Les auteurs nous font découvrir la vie d’un quartier d’une ville sud-coréenne, entre modernité et nostalgie. Ils naviguent entre les différentes boutiques, nous en présentent les gérants avec douceur et complicité, dessinant peu à peu les contours d’une société à la fois attendrissante et étouffée par le changement. Des allusions à des événements réels sont glissées, comme la Coupe du Monde 2002, le transfert de Ronaldinho ou encore une célèbre manifestation de 1960. L’œuvre se construit sur une accumulation de détails, nous montrant également les doutes d’une jeunesse prise entre les reliquats du passé, symbolisés par le père du héros et un ancien soldat devenu cuisinier, et une culture contemporaine qui s’incarne par exemple dans la moto qu’aime conduire le héros.
Les auteurs évoquent également sans insistance les drames du quotidien : un homme qui humilie constamment sa femme, la rébellion de jeunes qui masquent leur détresse morale ou encore une jeune fille en mal d’affection.
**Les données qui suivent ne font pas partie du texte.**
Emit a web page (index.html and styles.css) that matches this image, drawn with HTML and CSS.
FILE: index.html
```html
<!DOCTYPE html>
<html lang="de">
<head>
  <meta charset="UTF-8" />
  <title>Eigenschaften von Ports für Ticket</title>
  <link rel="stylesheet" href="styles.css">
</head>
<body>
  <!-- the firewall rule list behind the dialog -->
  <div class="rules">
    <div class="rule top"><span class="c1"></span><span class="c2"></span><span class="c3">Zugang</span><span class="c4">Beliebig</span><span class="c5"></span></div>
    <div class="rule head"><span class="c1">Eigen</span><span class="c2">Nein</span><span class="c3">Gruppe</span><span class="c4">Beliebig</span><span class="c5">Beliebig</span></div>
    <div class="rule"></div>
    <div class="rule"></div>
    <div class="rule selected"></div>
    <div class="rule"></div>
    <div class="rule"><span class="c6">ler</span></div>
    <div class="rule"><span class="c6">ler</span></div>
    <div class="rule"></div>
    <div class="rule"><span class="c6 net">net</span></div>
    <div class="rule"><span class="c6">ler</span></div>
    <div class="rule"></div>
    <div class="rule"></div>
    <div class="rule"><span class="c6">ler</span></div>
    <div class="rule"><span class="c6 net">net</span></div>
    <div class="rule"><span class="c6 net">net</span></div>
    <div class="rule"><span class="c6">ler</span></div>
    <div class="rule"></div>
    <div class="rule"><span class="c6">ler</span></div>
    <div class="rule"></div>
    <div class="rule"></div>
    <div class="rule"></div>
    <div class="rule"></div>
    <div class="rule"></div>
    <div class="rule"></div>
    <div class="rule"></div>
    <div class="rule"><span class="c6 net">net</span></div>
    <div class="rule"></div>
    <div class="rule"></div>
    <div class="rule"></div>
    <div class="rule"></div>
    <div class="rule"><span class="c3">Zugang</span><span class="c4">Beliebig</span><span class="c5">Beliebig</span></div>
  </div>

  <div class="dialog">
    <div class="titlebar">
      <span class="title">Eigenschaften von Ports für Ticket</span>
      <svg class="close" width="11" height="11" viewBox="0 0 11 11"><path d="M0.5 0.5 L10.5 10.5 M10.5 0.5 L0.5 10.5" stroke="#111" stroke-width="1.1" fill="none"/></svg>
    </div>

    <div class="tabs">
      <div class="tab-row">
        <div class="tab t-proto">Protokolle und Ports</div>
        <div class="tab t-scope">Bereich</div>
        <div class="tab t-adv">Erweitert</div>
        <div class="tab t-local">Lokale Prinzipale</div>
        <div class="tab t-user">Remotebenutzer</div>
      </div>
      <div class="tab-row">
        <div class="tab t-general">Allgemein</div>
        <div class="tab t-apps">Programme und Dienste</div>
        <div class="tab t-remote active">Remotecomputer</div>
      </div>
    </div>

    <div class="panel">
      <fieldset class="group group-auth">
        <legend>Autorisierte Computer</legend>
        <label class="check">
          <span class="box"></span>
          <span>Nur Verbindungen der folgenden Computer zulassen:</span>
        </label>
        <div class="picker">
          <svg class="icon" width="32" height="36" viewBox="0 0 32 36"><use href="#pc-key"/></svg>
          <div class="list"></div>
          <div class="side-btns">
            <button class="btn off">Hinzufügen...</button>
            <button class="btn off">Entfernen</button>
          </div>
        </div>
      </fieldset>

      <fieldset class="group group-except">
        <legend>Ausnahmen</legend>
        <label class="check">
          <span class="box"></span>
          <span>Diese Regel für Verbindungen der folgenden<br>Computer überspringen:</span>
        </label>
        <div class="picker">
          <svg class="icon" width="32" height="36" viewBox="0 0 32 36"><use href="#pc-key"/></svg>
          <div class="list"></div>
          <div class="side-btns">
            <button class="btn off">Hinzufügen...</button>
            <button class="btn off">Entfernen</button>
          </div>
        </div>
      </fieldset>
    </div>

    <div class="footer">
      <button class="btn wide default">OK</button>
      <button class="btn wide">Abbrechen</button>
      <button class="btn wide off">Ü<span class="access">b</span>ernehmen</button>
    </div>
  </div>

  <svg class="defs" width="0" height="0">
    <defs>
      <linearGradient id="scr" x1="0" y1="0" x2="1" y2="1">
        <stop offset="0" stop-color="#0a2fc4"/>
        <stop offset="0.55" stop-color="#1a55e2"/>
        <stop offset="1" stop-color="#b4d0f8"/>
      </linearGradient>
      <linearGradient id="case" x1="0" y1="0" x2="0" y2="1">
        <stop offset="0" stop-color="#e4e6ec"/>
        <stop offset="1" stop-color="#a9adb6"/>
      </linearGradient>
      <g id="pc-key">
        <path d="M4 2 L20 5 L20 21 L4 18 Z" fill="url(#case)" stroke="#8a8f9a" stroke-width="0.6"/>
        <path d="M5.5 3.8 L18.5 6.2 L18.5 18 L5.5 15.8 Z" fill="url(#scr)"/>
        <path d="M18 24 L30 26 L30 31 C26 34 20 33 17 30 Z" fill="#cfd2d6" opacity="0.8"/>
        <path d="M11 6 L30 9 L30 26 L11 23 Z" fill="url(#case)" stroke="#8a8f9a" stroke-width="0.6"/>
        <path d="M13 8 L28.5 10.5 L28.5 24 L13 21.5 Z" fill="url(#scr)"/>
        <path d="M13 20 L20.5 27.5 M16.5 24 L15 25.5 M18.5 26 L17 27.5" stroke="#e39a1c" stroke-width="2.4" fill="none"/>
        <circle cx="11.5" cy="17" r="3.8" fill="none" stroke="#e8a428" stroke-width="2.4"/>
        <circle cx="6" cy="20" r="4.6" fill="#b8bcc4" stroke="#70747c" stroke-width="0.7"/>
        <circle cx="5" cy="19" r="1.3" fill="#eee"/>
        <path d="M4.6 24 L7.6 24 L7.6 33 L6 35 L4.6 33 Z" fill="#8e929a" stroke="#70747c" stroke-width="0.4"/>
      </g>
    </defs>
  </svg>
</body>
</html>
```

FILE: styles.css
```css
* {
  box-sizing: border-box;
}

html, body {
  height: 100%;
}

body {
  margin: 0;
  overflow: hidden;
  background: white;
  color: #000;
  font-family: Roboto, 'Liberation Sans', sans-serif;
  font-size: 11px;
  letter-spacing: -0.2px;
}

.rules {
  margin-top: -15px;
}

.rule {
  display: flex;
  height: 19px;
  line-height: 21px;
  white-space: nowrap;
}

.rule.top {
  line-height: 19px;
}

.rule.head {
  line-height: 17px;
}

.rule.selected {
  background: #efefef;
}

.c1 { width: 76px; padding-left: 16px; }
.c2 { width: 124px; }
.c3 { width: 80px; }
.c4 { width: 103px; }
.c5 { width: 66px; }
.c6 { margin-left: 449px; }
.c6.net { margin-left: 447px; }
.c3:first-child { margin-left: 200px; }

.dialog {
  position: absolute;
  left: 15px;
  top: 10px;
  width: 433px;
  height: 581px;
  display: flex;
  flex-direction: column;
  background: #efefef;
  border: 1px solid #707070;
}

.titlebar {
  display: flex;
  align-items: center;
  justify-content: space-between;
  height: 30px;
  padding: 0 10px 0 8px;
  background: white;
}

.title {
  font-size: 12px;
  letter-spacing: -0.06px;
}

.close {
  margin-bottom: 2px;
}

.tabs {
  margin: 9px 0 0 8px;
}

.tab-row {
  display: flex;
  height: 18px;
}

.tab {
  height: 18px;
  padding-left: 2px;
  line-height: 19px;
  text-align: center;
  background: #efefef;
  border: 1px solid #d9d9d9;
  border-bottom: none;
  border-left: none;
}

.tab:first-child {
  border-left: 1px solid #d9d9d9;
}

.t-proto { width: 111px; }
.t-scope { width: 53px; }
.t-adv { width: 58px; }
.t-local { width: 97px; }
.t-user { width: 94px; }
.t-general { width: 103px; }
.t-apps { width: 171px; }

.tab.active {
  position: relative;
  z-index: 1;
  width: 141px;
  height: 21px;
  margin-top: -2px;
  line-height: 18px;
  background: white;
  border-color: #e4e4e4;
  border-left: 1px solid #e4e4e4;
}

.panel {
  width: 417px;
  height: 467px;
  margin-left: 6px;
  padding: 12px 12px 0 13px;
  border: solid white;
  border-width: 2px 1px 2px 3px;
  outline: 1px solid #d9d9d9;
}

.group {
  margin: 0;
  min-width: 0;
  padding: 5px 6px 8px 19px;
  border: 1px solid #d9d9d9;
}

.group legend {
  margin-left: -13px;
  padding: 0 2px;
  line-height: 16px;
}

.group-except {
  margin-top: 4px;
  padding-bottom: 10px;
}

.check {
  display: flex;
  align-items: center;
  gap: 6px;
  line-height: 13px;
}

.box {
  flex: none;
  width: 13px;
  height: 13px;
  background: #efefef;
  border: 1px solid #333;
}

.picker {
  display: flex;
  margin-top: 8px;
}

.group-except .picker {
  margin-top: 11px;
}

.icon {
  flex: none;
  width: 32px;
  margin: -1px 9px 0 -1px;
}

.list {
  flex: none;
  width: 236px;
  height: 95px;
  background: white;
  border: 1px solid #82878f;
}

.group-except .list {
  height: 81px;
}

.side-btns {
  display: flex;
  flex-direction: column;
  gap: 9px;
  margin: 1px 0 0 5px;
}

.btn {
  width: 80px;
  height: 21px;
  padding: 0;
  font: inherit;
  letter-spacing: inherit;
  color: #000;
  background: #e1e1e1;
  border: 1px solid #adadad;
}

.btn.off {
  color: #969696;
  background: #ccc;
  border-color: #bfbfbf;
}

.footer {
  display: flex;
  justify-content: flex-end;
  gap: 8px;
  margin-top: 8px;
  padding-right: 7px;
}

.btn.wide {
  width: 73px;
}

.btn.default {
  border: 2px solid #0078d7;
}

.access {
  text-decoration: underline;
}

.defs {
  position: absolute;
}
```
Ces petites histoires dans l’histoire elle-même renforcent la mélancolie et le réalisme de l’œuvre, donnant l’agréable impression de côtoyer les personnages.
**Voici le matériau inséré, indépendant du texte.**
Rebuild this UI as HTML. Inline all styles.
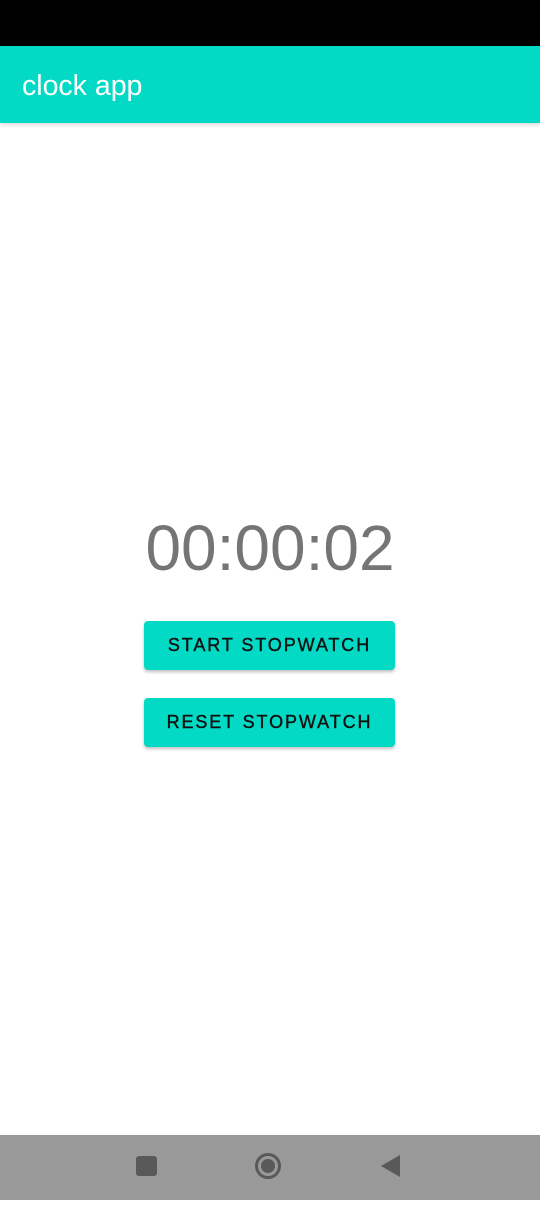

La narration est très propre, avec un découpage classique mais efficace, sans exubérance superflue ni effets de style malvenus. Elle est pensée afin de transmettre au lecteur des sensations presque palpables, d’où la mise en exergue de métaphores fréquentes liées à la nourriture, comme pour donner un goût à chaque émotion humaine.
Quant au dessin, il est superbe, réservant même quelques planches à l’aquarelle fantastiques. La colorisation est intelligente, jamais criarde ni trop terne, en adéquation parfaite avec les couleurs de la vie.
Nouilles Tchajang est au final une œuvre hautement recommandable, qui ménage de grands moments d’émotion, la simplicité du quotidien d’individus simples étant retranscrite avec une retenue et une intelligence qui honorent ses auteurs. Le spleen et la difficulté de devenir adulte qui caractérisent le héros sont également superbement rendus avec un final de toute beauté.
Si l’on ajoute à cela l’excellent travail des éditions Dargaud, malgré un prix pas doux du tout (mais qui se justifie), on obtient un des albums à retenir de l'année 2005.